## Start

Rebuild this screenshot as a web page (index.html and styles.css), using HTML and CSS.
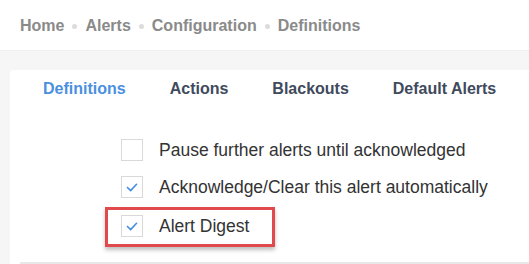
FILE: index.html
```html
<!DOCTYPE html>
<html lang="en">
<head>
  <meta charset="UTF-8" />
  <title>Alert Definitions</title>
  <link rel="stylesheet" href="styles.css">
</head>
<body>
  <div class="topbar">
    <nav class="crumbs">
      <span>Home</span><i class="dot"></i>
      <span>Alerts</span><i class="dot"></i>
      <span>Configuration</span><i class="dot"></i>
      <span>Definitions</span>
    </nav>
  </div>
  <div class="page">
    <div class="card">
      <div class="tabs">
        <span class="tab active">Definitions</span>
        <span class="tab">Actions</span>
        <span class="tab">Blackouts</span>
        <span class="tab">Default Alerts</span>
      </div>
      <div class="options">
        <label class="option">
          <span class="box"></span>
          Pause further alerts until acknowledged
        </label>
        <label class="option">
          <span class="box checked">
            <svg viewBox="0 0 22 22"><path d="M6 11.5l3.5 3.5 6.5-7"/></svg>
          </span>
          Acknowledge/Clear this alert automatically
        </label>
        <label class="option highlight">
          <span class="box checked">
            <svg viewBox="0 0 22 22"><path d="M6 11.5l3.5 3.5 6.5-7"/></svg>
          </span>
          Alert Digest
        </label>
      </div>
      <div class="rule"></div>
    </div>
  </div>
</body>
</html>
```

FILE: styles.css
```css
body {
  margin: 0;
  font-family: "Liberation Sans", Arial, sans-serif;
  background: #f6f6f6;
  overflow: hidden;
}
.topbar {
  background: #ffffff;
  height: 50px;
  padding-left: 20px;
  border-bottom: 1px solid #f0f0f0;
}
.crumbs {
  display: flex;
  align-items: center;
  height: 50px;
  font-size: 16px;
  font-weight: bold;
  color: #8a8a8a;
  padding-top: 2px;
  box-sizing: border-box;
}
.dot {
  width: 5px;
  height: 5px;
  border-radius: 50%;
  background: #dcdcdc;
  margin: 0 8px;
}
.page {
  padding: 19px 0 0 10px;
}
.card {
  background: #ffffff;
  border-radius: 4px 0 0 0;
  height: 200px;
  padding-left: 10px;
}
.tabs {
  display: flex;
  gap: 44px;
  padding: 10px 0 0 23px;
  font-size: 16px;
  font-weight: bold;
  color: #3f4a5c;
}
.tab.active {
  color: #4a8fe0;
}
.options {
  display: flex;
  flex-direction: column;
  gap: 15px;
  padding: 41px 0 0 101px;
}
.option {
  display: flex;
  align-items: center;
  gap: 16px;
  font-size: 17.5px;
  color: #333333;
  height: 22px;
}
.box {
  width: 20px;
  height: 20px;
  border: 1px solid #d9d9d9;
  flex-shrink: 0;
}
.box svg {
  width: 20px;
  height: 20px;
  display: block;
}
.box svg path {
  fill: none;
  stroke: #4a8fe0;
  stroke-width: 1.8;
  stroke-linecap: round;
  stroke-linejoin: round;
}
.highlight {
  position: relative;
  margin-top: 2px;
}
.highlight::after {
  content: "";
  position: absolute;
  left: -16px;
  top: -8px;
  width: 164px;
  height: 34px;
  border: 3px solid #e04a4c;
  box-shadow: 0 3px 4px rgba(0, 0, 0, 0.25);
}
.rule {
  margin-top: 25px;
  height: 2px;
  background: #e8e8e8;
}
```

## End

__Exercise requirements__. Copy the material above exactly and drop the pictures.

__Exercise result__.
Rebuild this screenshot as a web page (index.html and styles.css), using HTML and CSS.
FILE: index.html
```html
<!DOCTYPE html>
<html lang="en">
<head>
  <meta charset="UTF-8" />
  <title>Alert Definitions</title>
  <link rel="stylesheet" href="styles.css">
</head>
<body>
  <div class="topbar">
    <nav class="crumbs">
      <span>Home</span><i class="dot"></i>
      <span>Alerts</span><i class="dot"></i>
      <span>Configuration</span><i class="dot"></i>
      <span>Definitions</span>
    </nav>
  </div>
  <div class="page">
    <div class="card">
      <div class="tabs">
        <span class="tab active">Definitions</span>
        <span class="tab">Actions</span>
        <span class="tab">Blackouts</span>
        <span class="tab">Default Alerts</span>
      </div>
      <div class="options">
        <label class="option">
          <span class="box"></span>
          Pause further alerts until acknowledged
        </label>
        <label class="option">
          <span class="box checked">
            <svg viewBox="0 0 22 22"><path d="M6 11.5l3.5 3.5 6.5-7"/></svg>
          </span>
          Acknowledge/Clear this alert automatically
        </label>
        <label class="option highlight">
          <span class="box checked">
            <svg viewBox="0 0 22 22"><path d="M6 11.5l3.5 3.5 6.5-7"/></svg>
          </span>
          Alert Digest
        </label>
      </div>
      <div class="rule"></div>
    </div>
  </div>
</body>
</html>
```

FILE: styles.css
```css
body {
  margin: 0;
  font-family: "Liberation Sans", Arial, sans-serif;
  background: #f6f6f6;
  overflow: hidden;
}
.topbar {
  background: #ffffff;
  height: 50px;
  padding-left: 20px;
  border-bottom: 1px solid #f0f0f0;
}
.crumbs {
  display: flex;
  align-items: center;
  height: 50px;
  font-size: 16px;
  font-weight: bold;
  color: #8a8a8a;
  padding-top: 2px;
  box-sizing: border-box;
}
.dot {
  width: 5px;
  height: 5px;
  border-radius: 50%;
  background: #dcdcdc;
  margin: 0 8px;
}
.page {
  padding: 19px 0 0 10px;
}
.card {
  background: #ffffff;
  border-radius: 4px 0 0 0;
  height: 200px;
  padding-left: 10px;
}
.tabs {
  display: flex;
  gap: 44px;
  padding: 10px 0 0 23px;
  font-size: 16px;
  font-weight: bold;
  color: #3f4a5c;
}
.tab.active {
  color: #4a8fe0;
}
.options {
  display: flex;
  flex-direction: column;
  gap: 15px;
  padding: 41px 0 0 101px;
}
.option {
  display: flex;
  align-items: center;
  gap: 16px;
  font-size: 17.5px;
  color: #333333;
  height: 22px;
}
.box {
  width: 20px;
  height: 20px;
  border: 1px solid #d9d9d9;
  flex-shrink: 0;
}
.box svg {
  width: 20px;
  height: 20px;
  display: block;
}
.box svg path {
  fill: none;
  stroke: #4a8fe0;
  stroke-width: 1.8;
  stroke-linecap: round;
  stroke-linejoin: round;
}
.highlight {
  position: relative;
  margin-top: 2px;
}
.highlight::after {
  content: "";
  position: absolute;
  left: -16px;
  top: -8px;
  width: 164px;
  height: 34px;
  border: 3px solid #e04a4c;
  box-shadow: 0 3px 4px rgba(0, 0, 0, 0.25);
}
.rule {
  margin-top: 25px;
  height: 2px;
  background: #e8e8e8;
}
```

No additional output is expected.